It seems like I scrapbook a lot of football pages! Today’s blog features 4 spreads that I made for our exchange student, Henry for the Fall 2015 football season. The above spread features the official team photograph and other photographs that I took myself on media day. The school colors are blue and gold, and you will see that reflected throughout these four spreads. I found the Golden Eagles sticker at a local print shop in the “clearance” section which was awesome. I think that they are meant to be car window stickers, but I thought that it would work nicely on this page. Be careful if putting a sticker like this on a page – because it will be impossible to re-position it if you don’t get it in the right spot.
This spread features pictures from games and from after the games. The bottom right hand photograph was taken after the last game played on our home field and is kind of sad seeing Henry looking out over a field that he has played on for the last time. The background for this page is football field lines, with end borders made of pigskin. I carefully cut the “82” out of a page of athletic numbers to add to the border.
The above spread is from the athletic awards program. I used blue and gold for the theme of the page. On the left hand page the program is carefully threaded around a gold strip so that the program can be removed to be viewed by the reader. On the right hand side I put a “O” for the letter jacket. Henry did not earn his letter until after the swim season, but I thought that it would be nice to have hear. On the right hand page I also created a pocket for the other documents from the season to go into so that they can be removed to view.
This last spread contains ephemera from the season. The left hand page has all of the stickers from Henry’s football helmet. I wrote some tips on how to preserve these that you can read HERE. The right had page has some of my tickets from watching the game, as well as a collection of all of the programs from the games. I did not affix these to the page, but rather just set them into the plastic protector page so that they can be removed to read.
This is the second spread of our trip to the Fairmount Historical museum. The first spread focused on James Dean. This one focuses on Fairmount’s other famous resident – this one is still currently alive – Jim Davis – the creator of Garfield!
I used an orange background paper to highlight Garfield’s color, and the left hand page contains a folder pocket that holds several brochures and documents about Fairmount, James Dean and Garfield. On top of this folder pocket are two copies of the same brochure so that you can read both sides. You will noticed that I used torn paper to create borders on this page and tie it into the right hand page.

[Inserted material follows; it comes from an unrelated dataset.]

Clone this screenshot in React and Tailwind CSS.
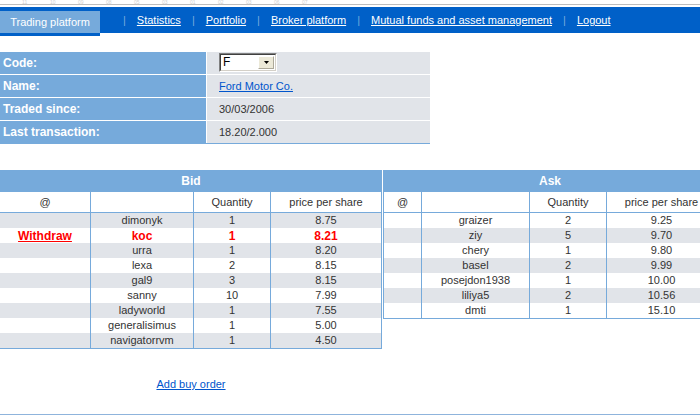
import React from "react";

const BLUE = "bg-[#0060c8]";

const navLinks = ["Statistics", "Portfolio", "Broker platform", "Mutual funds and asset management", "Logout"];

const ruler = ["11", "10", "09", "08", "05", "03", "01", "02", "03", "06", "07"];

const bids = [
  { user: "dimonyk", qty: "1", price: "8.75" },
  { user: "koc", qty: "1", price: "8.21", mine: true },
  { user: "urra", qty: "1", price: "8.20" },
  { user: "lexa", qty: "2", price: "8.15" },
  { user: "gal9", qty: "3", price: "8.15" },
  { user: "sanny", qty: "10", price: "7.99" },
  { user: "ladyworld", qty: "1", price: "7.55" },
  { user: "generalisimus", qty: "1", price: "5.00" },
  { user: "navigatorrvm", qty: "1", price: "4.50" },
];

const asks = [
  { user: "graizer", qty: "2", price: "9.25" },
  { user: "ziy", qty: "5", price: "9.70" },
  { user: "chery", qty: "1", price: "9.80" },
  { user: "basel", qty: "2", price: "9.99" },
  { user: "posejdon1938", qty: "1", price: "10.00" },
  { user: "liliya5", qty: "2", price: "10.56" },
  { user: "dmti", qty: "1", price: "15.10" },
];

function InfoRow({ label, children, last }) {
  return (
    <div className={`flex h-[22px] ${last ? "" : "mb-px"}`}>
      <div className="w-[206px] bg-[#76aadb] pl-[3px] flex items-center text-[12px] font-bold text-white">
        {label}
      </div>
      <div className="w-[223px] ml-px bg-[#e1e4e9] pl-[12px] flex items-center text-[11px] text-[#333]">
        {children}
      </div>
    </div>
  );
}

function CodeSelect() {
  return (
    <div className="w-[58px] h-[19px] -mt-[2px] border border-t-[#808080] border-l-[#808080] border-b-[#fff] border-r-[#fff]">
      <div className="h-full border border-t-[#404040] border-l-[#404040] border-b-[#d4d0c8] border-r-[#d4d0c8] bg-white flex items-center">
        <span className="pl-[2px] flex-1 text-[12px] text-black">F</span>
        <div className="w-[16px] h-[13px] mr-px bg-[#ece9d8] border border-t-white border-l-white border-b-[#aca899] border-r-[#aca899] flex items-center justify-center">
          <svg width="5" height="3" viewBox="0 0 5 3">
            <path d="M0 0h5L2.5 3z" fill="#000" />
          </svg>
        </div>
      </div>
    </div>
  );
}

function OrderTable({ title, rows, cols, firstGray, withBorderL }) {
  const total = cols.reduce((a, b) => a + b, 0) + (withBorderL ? 1 : 0);
  return (
    <div className="flex flex-col">
      <div className="h-[22px] bg-[#76aadb] flex items-center justify-center text-[12px] font-bold text-white" style={{ width: total }}>
        {title}
      </div>
      <div className={withBorderL ? "border-l border-b border-[#76aadb]" : "border-b border-[#76aadb]"}>
        <div className="flex h-[21px] border-b border-[#76aadb] text-[11px] text-[#333]">
          {["@", "", "Quantity", "price per share"].map((h, i) => (
            <div key={i} className="border-r border-[#76aadb] flex items-center justify-center shrink-0 whitespace-nowrap" style={{ width: cols[i] }}>
              {h}
            </div>
          ))}
        </div>
        {rows.map((r, idx) => {
          const gray = firstGray ? idx % 2 === 0 : idx % 2 === 1;
          const txt = r.mine ? "text-[#f00] font-bold text-[12px]" : "text-[#333] text-[11px]";
          return (
            <div key={idx} className={`flex h-[15px] ${gray ? "bg-[#e1e4e9]" : "bg-white"} ${txt}`}>
              <div className="border-r border-[#76aadb] flex items-center justify-center shrink-0" style={{ width: cols[0] }}>
                {r.mine && <a href="#" className="underline">Withdraw</a>}
              </div>
              <div className="border-r border-[#76aadb] flex items-center justify-center shrink-0" style={{ width: cols[1] }}>{r.user}</div>
              <div className="border-r border-[#76aadb] flex items-center justify-center shrink-0" style={{ width: cols[2] }}>{r.qty}</div>
              <div className="border-r border-[#76aadb] flex items-center justify-center shrink-0" style={{ width: cols[3] }}>{r.price}</div>
            </div>
          );
        })}
      </div>
    </div>
  );
}

export default function App() {
  return (
    <div className="w-[700px] h-[420px] overflow-hidden bg-white font-['Liberation_Sans',Arial,sans-serif]">
      {/* faint ruler above the bar */}
      <div className="h-[4px] flex items-end pl-[22px] text-[5px] leading-[4px] text-[#d0d0d0]">
        {ruler.map((n, i) => (
          <span key={i} className="w-[28px]">{n}</span>
        ))}
      </div>
      <div className="h-px bg-[#bdbdbd]" />
      <div className="h-[2px]" />

      {/* nav */}
      <div className={`h-[26px] ${BLUE} flex items-start`}>
        <div className="mt-[4px] w-[100px] h-[25px] bg-[#76aadb] border-b-[3px] border-[#0060c8] flex items-center justify-center text-[11px] text-white">
          Trading platform
        </div>
        <div className="flex items-center h-[26px] ml-[23px] text-[11px] text-white">
          {navLinks.map((l) => (
            <React.Fragment key={l}>
              <span className="text-[#76aadb]">|</span>
              <a href="#" className="underline mx-[11px] whitespace-nowrap">{l}</a>
            </React.Fragment>
          ))}
        </div>
      </div>

      {/* info */}
      <div className="mt-[19px] w-[430px] border-b border-[#76aadb]">
        <InfoRow label="Code:"><CodeSelect /></InfoRow>
        <InfoRow label="Name:"><a href="#" className="underline text-[#0055cc]">Ford Motor Co.</a></InfoRow>
        <InfoRow label="Traded since:">30/03/2006</InfoRow>
        <InfoRow label="Last transaction:" last>18.20/2.000</InfoRow>
      </div>

      {/* order book */}
      <div className="mt-[26px] flex items-start">
        <div className="flex flex-col">
          <OrderTable title="Bid" rows={bids} cols={[91, 103, 77, 111]} firstGray />
          <div className="mt-[27px] text-center text-[11px]">
            <a href="#" className="underline text-[#0055cc]">Add buy order</a>
          </div>
        </div>
        <div className="ml-px shrink-0">
          <OrderTable title="Ask" rows={asks} cols={[38, 108, 77, 110]} withBorderL />
        </div>
      </div>

      <div className="mt-[21px] h-px bg-[#8fb4dc]" />
    </div>
  );
}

Tip: Making a pocket in a scrapbook page: I created the pocket by using my straight line cutter to cut a line across the middle ten inches of the twelve inch page – leaving about one inch on each side of the page that is still connected. I then turn the page over and put a piece of tape over the inch that is left connected on both sides – this helps to strengthen the paper so that it does not tear. I then used a piece of cardstock that is about 11 1/2 inches wide and tape it to the back of the page completely sealing the border so that the brochures will not fall out.
The right hand page focuses on Garfield. I had fun with this page. The Garfield sticker which is on the page is from the 1980’s and I purchased in on Ebay still on the original backing. I peeled it off the backing and put it right in my scrapbook! The larger Garfield I made myself and am actually pretty proud of it. The eyes were done on white cardstock and then glued on to the rest of the face which I hand drew on orange cardstock and then cut out. I then used black markers to strengthen the pencil drawing and an orange marker to add coloring and depth to the cartoon.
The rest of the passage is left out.